Here’s what we can do to change the world, right now, to a better ride. Take all that money we spend on weapons and defenses each year and instead spend it feeding and clothing and educating the poor of the world, which it would pay for many times over, not one human being excluded…
And we could explore space, together, both inner and outer, forever, in peace.
Song lyrics
Of course, the trick is picking one that can be read without immediately thinking of the melody. I can’t read aloud the lyrics to “Something,” one of the greatest love songs of all time, without putting on my best George Harrison voice by the second verse. “Into My Arms” is perfect. All poetry and longing limbs outstretched, doubt in God but faith in love. That’s as non-traditional as they come.
“Into My Arms” by Nick Cave & The Bad Seeds, 1997
I don’t believe in an interventionist God
But I know, darling, that you do
But if I did I would kneel down and ask Him
Not to intervene when it came to you
Not to touch a hair on your head
To leave you as you are
And if He felt He had to direct you
Then direct you into my arms
Into my arms, O Lord
Into my arms
And I don’t believe in the existence of angels
But looking at you I wonder if that’s true
But if I did I would summon them together
And ask them to watch over you
To each burn a candle for you
To make bright and clear your path
And to walk, like Christ, in grace and love
And guide you into my arms
Into my arms, O Lord
Into my arms
But I believe in love
And I know that you do too
And I believe in some kind of path
That we can walk down, me and you
So keep your candles burning
And make her journey bright and pure
That she will keep returning
Always and evermore
A sticker on a car in Columbus. A strong, certain word for a strong, certain statement (those are supposed to be ovaries, ICYMI).
I like this Ruthie’s use of the present tense. Is you still here, Ruthie? Is you a ghost? Is is a bold choice. Is we ever really anywhere? Do we ever leave? I’m into it, Ruthie.
From the Blue Line. A train car interior covered in black plastic, bearing a single word: “Hide.” An alien looked down from the ceiling, as if he was climbing through, trying to get to his very important business meeting in The Loop. It’s an ad for the movie “Alien: Covenant.” Creepy. Cool. A word like “Hide” becomes immediately off-putting when placed inconspicuously in a daily setting. It feels more off-putting than someone actually yelling, “HIDE!”
At an Ohio hotel’s continental breakfast. It’s never too early for farm puns.
You’re right. It was won by Native American genocide, but, like, I get what you’re saying. Saving this for character dialogue someday.
Irving Park. An example of how we still mark our territory and claim it. Someone is homesick.
First place “Most Magical” pie at an Ohio county fair. When making this recipe at home, don’t forget you need two fluffy bunnies and the lady bugs must be of a friendly disposition. <3
A little free library.

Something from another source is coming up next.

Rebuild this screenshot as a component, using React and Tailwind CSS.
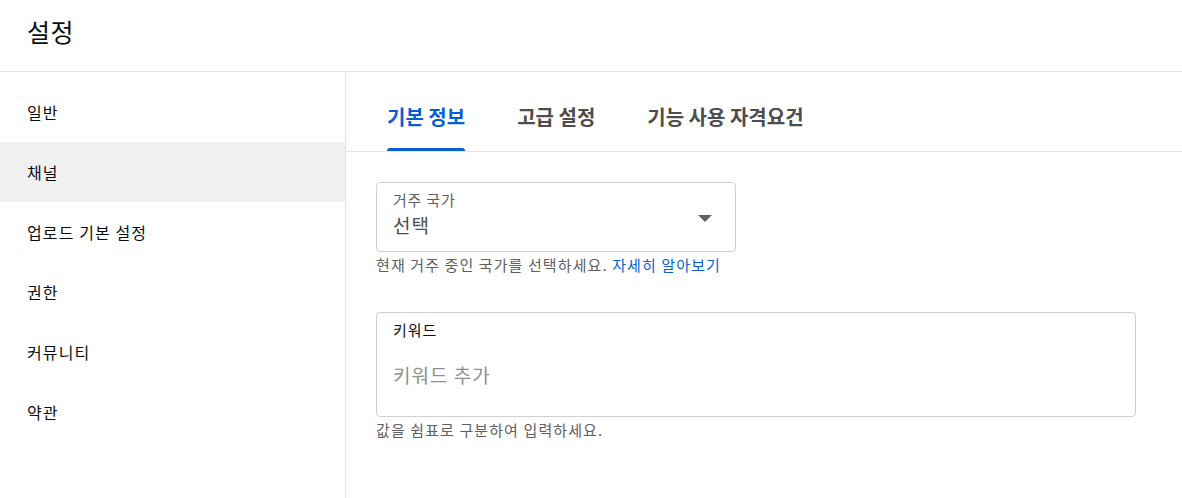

With an even littler step ladder. <3 <3
I’ve been reading Margaret Atwood’s 2000 book, “The Blind Assassin.” Have you ever read a book and/or writer and thought, “Why am I even trying? This is brilliant.”? That’s how Atwood makes me feel. She’s a triple threat–genius storyteller, wordsmith and rebel thinker. A tiny example, this description of a dress as “… something easy to overlook but sharp, like a common kitchen implement — an ice pick, say — just before the murder.” This book is riddled with mic-drop metaphor after mic-drop metaphor.
As you can see from above, I brought my book to a baseball game. We had to get cash out of a BMO Harris ATM to get nachos for, you know, game watching (book sneaking). I liked this ATM tagline alongside the info that, though be it 2017, seat vendors are cash only.
True. This bunting in a Lakeview window display made me double take. What does it mean?? What is true??? Better question: What is not true? WHY IS LIFE SO COMPLICATED?
Stickers in River North, like writing prompts shouting from the sidewalk. What would qualify as the Last Great Riot? Why?
We went to the Museum of Contemporary Art Chicago during my bachelorette weekend to see the Takashi Murakami exhibit. The art and curation were awesome, as expected, but I was drawn to the exhibition’s title, “The Octopus Eats Its Own Leg.” It’s from a Japanese story about how an octopus will eat its own leg to save itself, knowing the tentacle will grow back. Murakami explores how artists do the same thing, but with no guarantee of regeneration. (See more of my pictures here.)
A clever name for a used clothes drop-off. USA GAIN, use again, etc. I get it… It makes me eyeroll every time I walk by it though, as if it’s saying, “Hey, it’s us again. You really need to purge your closet and donate it to us and also stop buying so much shit that doesn’t fit you.”
Server shirts at Girl and The Goat, the lightning hot Chicago restaurant. You can’t be in Chicago during baseball season without hearing “Go, Cubs, Go” chanted at least thrice. Here’s a fun take on that.
There are so many agencies in this city, it’s no surprise the science of user experience + graphic design is evident in the least expected places. I love this example from a building in the West Loop. It’s a map of all the restaurants and attractions nearby. A writer was probably the least important creative to making this happen, but there’s cute stuff in there.